As rightly submitted by Mr. Dinesh Rao, the learned counsel for some of the petitioners, the question has three aspects :

(i) whether there is any manufacturing activity involved in the cutting of timber into logs, planks, etc.;

(ii) whether timber is consumed in the said process; and

(iii) whether any new product emerges out of the said process.

All these aspects involved in the main question are no more unclear in view of the two decisions of the Supreme Court, viz., (1) State of Orissa v. Titaghur Paper Mills Co. Ltd. and (2) Collector of Central Excise v. Kutty Flush Doors & Furniture Co. (P.) Ltd. .

We have no doubt that the question necessarily has to be answered against the Revenue. However, having regard to the elaborate arguments and the several decisions cited before us, we consider it fair to refer to a few of the decisions.

One of the contentions advanced in Titaghur Paper Mills case is referred at page 261 of STC (1326 of AIR) thus :

“….. According to the respondent-firm, the Divisional Forest Officer would not be entitled to do so because it had made sized and dressed logs from the timber which it had purchased under the timber contracts and had sold such logs and paid sales tax on these sales and, therefore, to tax the sales of timber to them would be to levy the tax at an earlier point in the same series of sales which is not permissible by reason of the prohibition contained in the proviso to section 8. According to them, timber and sized or dressed logs are one and the same commercial commodity.”

In the course of its discussion, the Supreme Court found that there was no difference between timber and logs; thereafter the court proceeded to consider as to whether “beams, rafters and planks would also be logs or timber”.

At page 266 of STC (1330 of AIR), the Supreme Court held :

“A question which remains is whether beams, rafters and planks would also be logs or timber. The Shorter Oxford English Dictionary defines ‘beam’ inter alia, as ‘a large piece of squared timber, long in proportion to its breadth and thickness’ and the Concise Oxford Dictionary defines it as a ‘long piece of squared timber supported at both ends, used in houses, ships, etc.’ and according to Webster’s Third New International Dictionary, it means ‘a long piece of heavy often squared timber suitable for use in house construction. A beam is thus timber sawn in a particular way. ‘Rafter’ as shown by the Shorter Oxford English Dictionary is nothing but ‘one of the beams which give slope and form to a roof, and bear the outer covering of slates, tiles, thatch, etc.’ The Concise Oxford Dictionary and Webster’s New International Dictionary define ‘rafter’ in very much the same way; the first defines it as ‘one of the sloping beams forming framework of a roof and the second as ‘one of the often sloping beams that support a roof. Rafter would also, therefore, be timber or log put to a particular use. A ‘plank’ is defined in Shorter Oxford English Dictionary as ‘a long flat piece of smoothed timber, thicker than a board, specially a length of timber sawn to a thickness of from two to six inches, a width of nine inches or more, and eight feet or upwards in the length’. According to the Concise Oxford Dictionary it is a ‘long wide piece of timber, a few inches thick’ and according to Webster’s Third New International Dictionary, it is ‘a heavy thick board that in technical specifications usually has a thickness of 2 to 4 inches and width of at least 8 inches’. The exact thickness and width of a plank may be of importance in technical specifications but in ordinary parlance planks would be flattened and smoothed timber. Such flatness and smoothness can only be achieved by using a saw and other implements required for that purpose. The same would be the case when timber is rounded or shaped.”

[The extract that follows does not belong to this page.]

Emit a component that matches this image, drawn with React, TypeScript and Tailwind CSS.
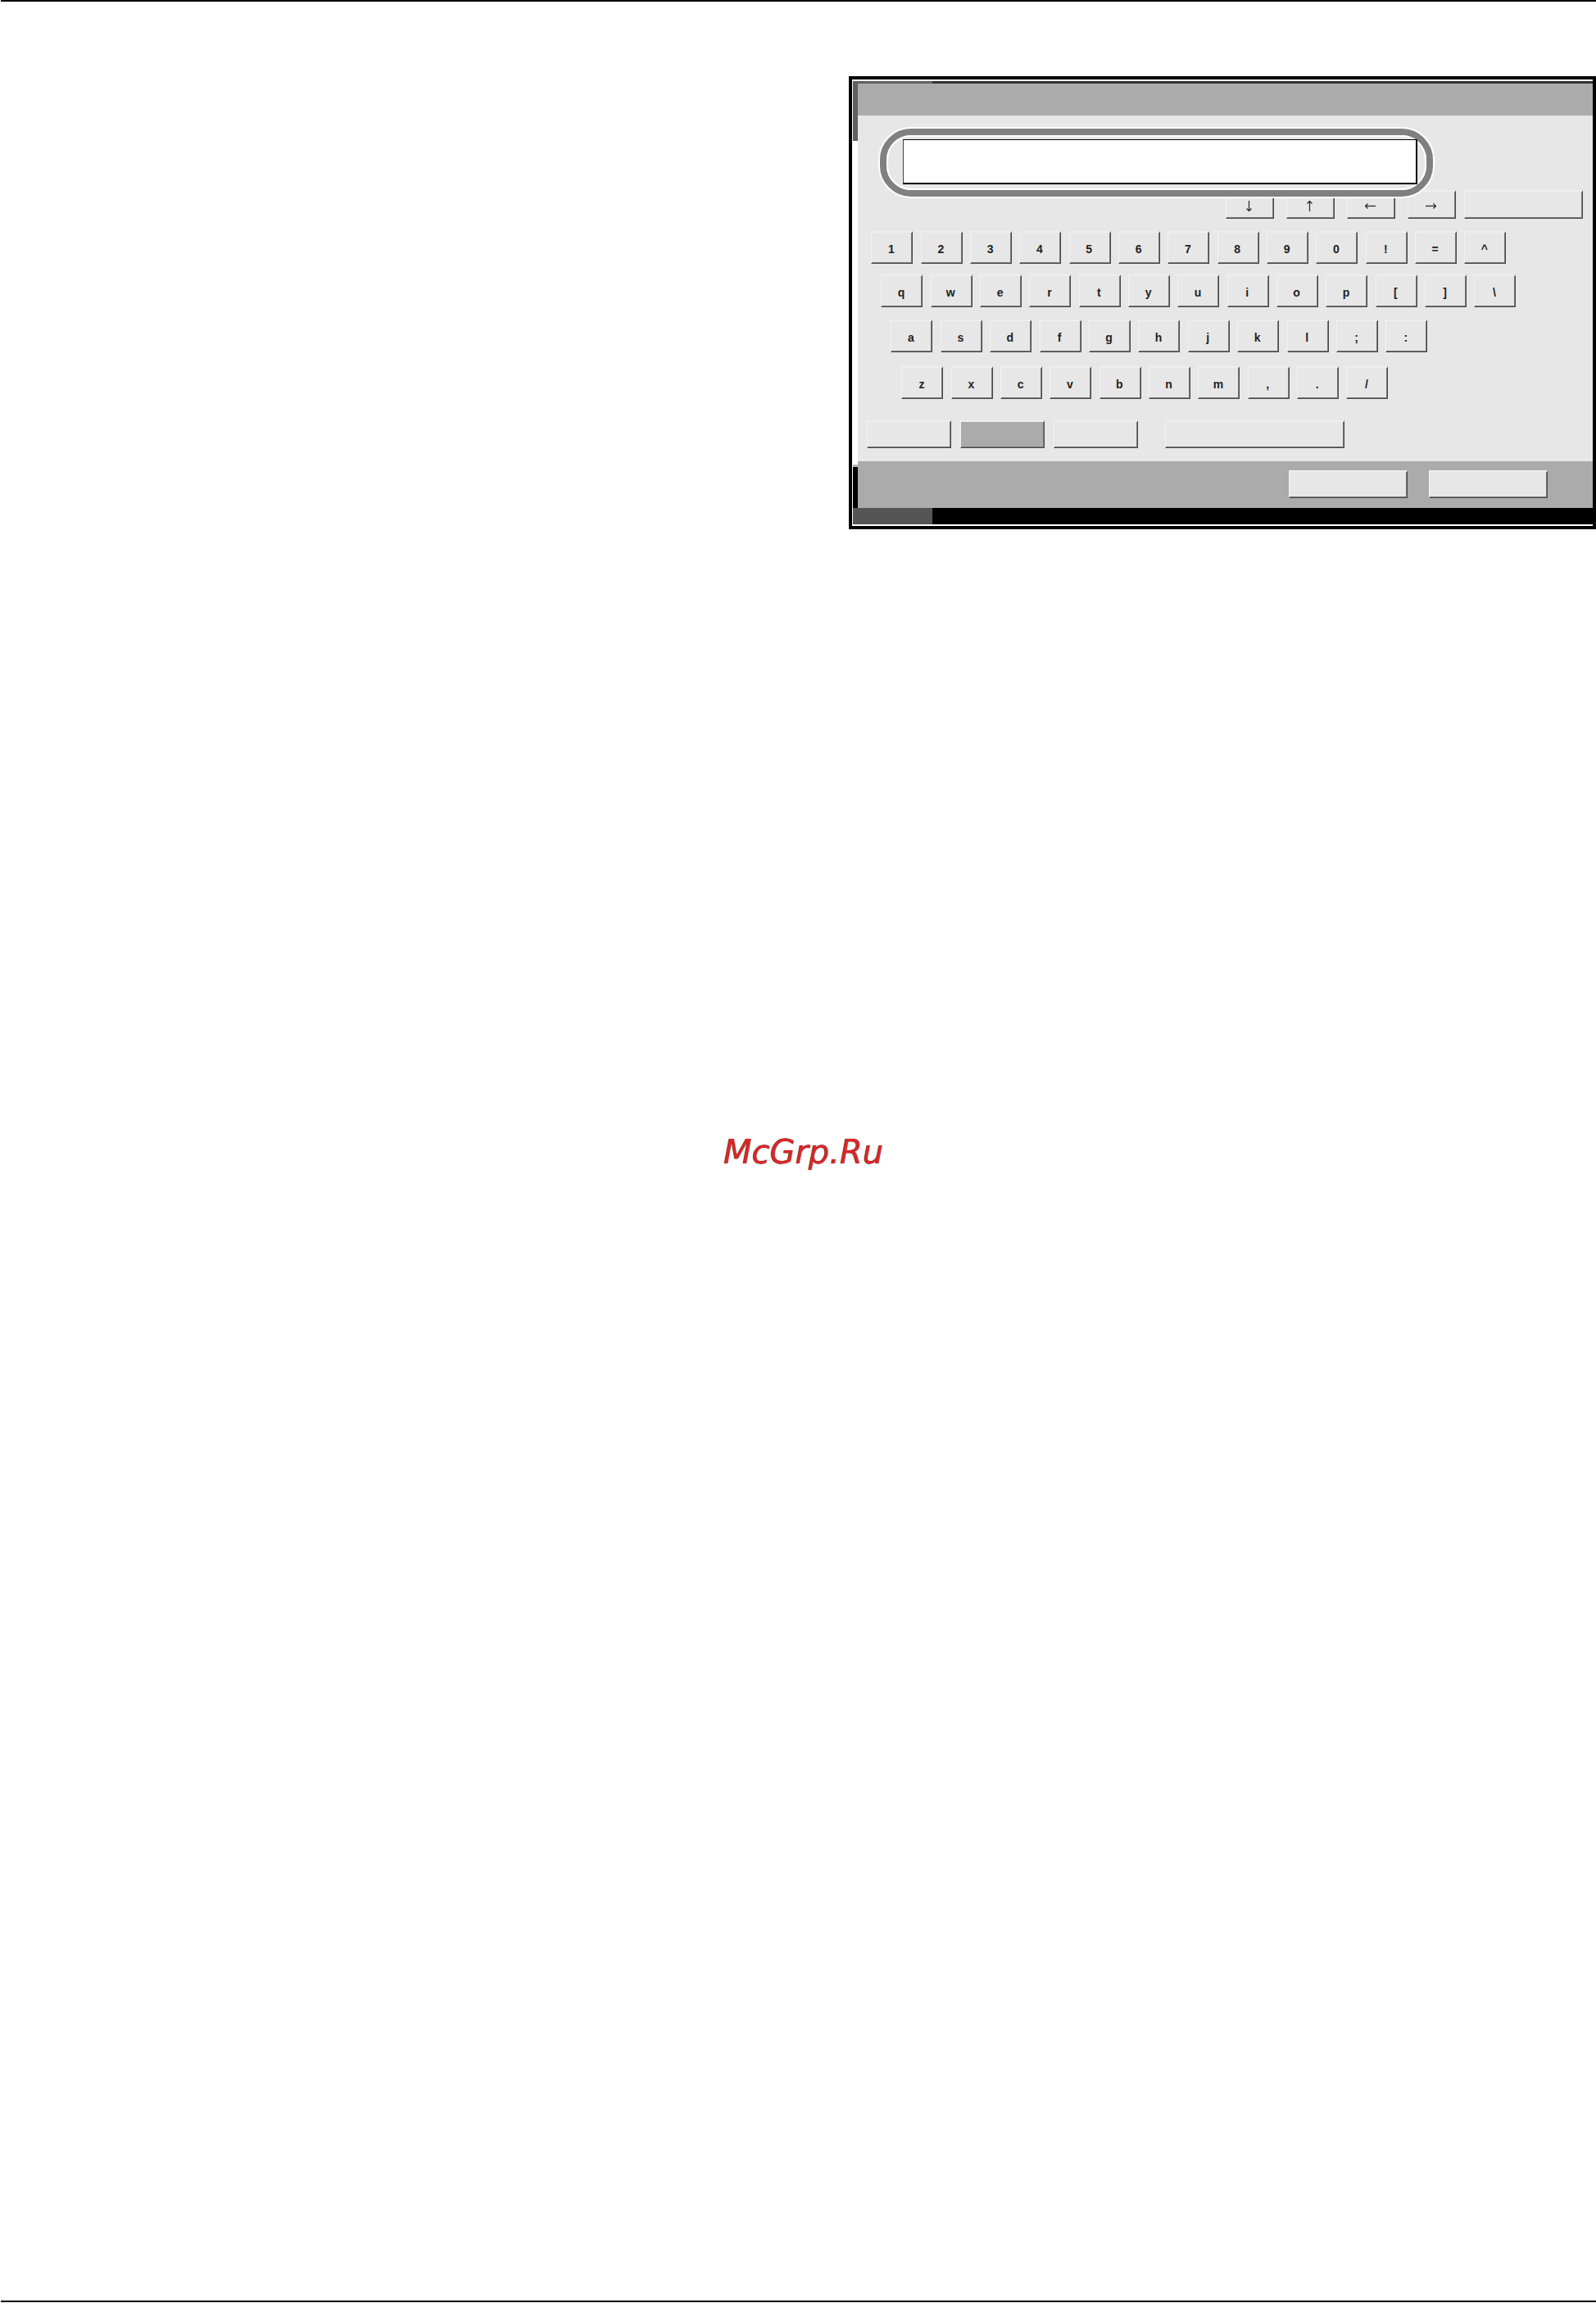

One of the conclusions as summarised at page 294 of STC (1350 of AIR) is :

“Timber and sized or dressed logs are one and the same commercial commodity. Beams, rafters and planks would also be timber.”

In Collector of Central Excise v. Kutty Flush Doors a Furniture Co. (P.) Ltd. same view was reiterated by the Supreme Court, in the context of the levy of excise duty on sawn timber. Excise duty becomes chargeable only when a new and different article emerges having a distinct name, character and use. The basic test was reiterated in the following words :

“It may be worthwhile to note that ‘manufacture’ implies a change, but every change is not manufacture and yet every change of an article is the result of treatment, labour and manipulation. But something more was necessary and there must be transformation; a new and different article must emerge having a distinct name, character or use.”

A decision of this Court reported in Moideen Kunhi v. Collector of Central Excise 1986 (23) ELT 293, was referred by the Supreme Court with approval; in the said decision also, it was held that no new product emerges by sawing of timber into several sizes.

A decision of the Kerala High Court in Deputy Commissioner of Sales Tax v. Kunhalavi & Co. [1987] 66 STC 100 has taken a similar view.

A mere change in the form of the article in no way results in producing a new commodity; this principle has been very often applied by the Supreme Court.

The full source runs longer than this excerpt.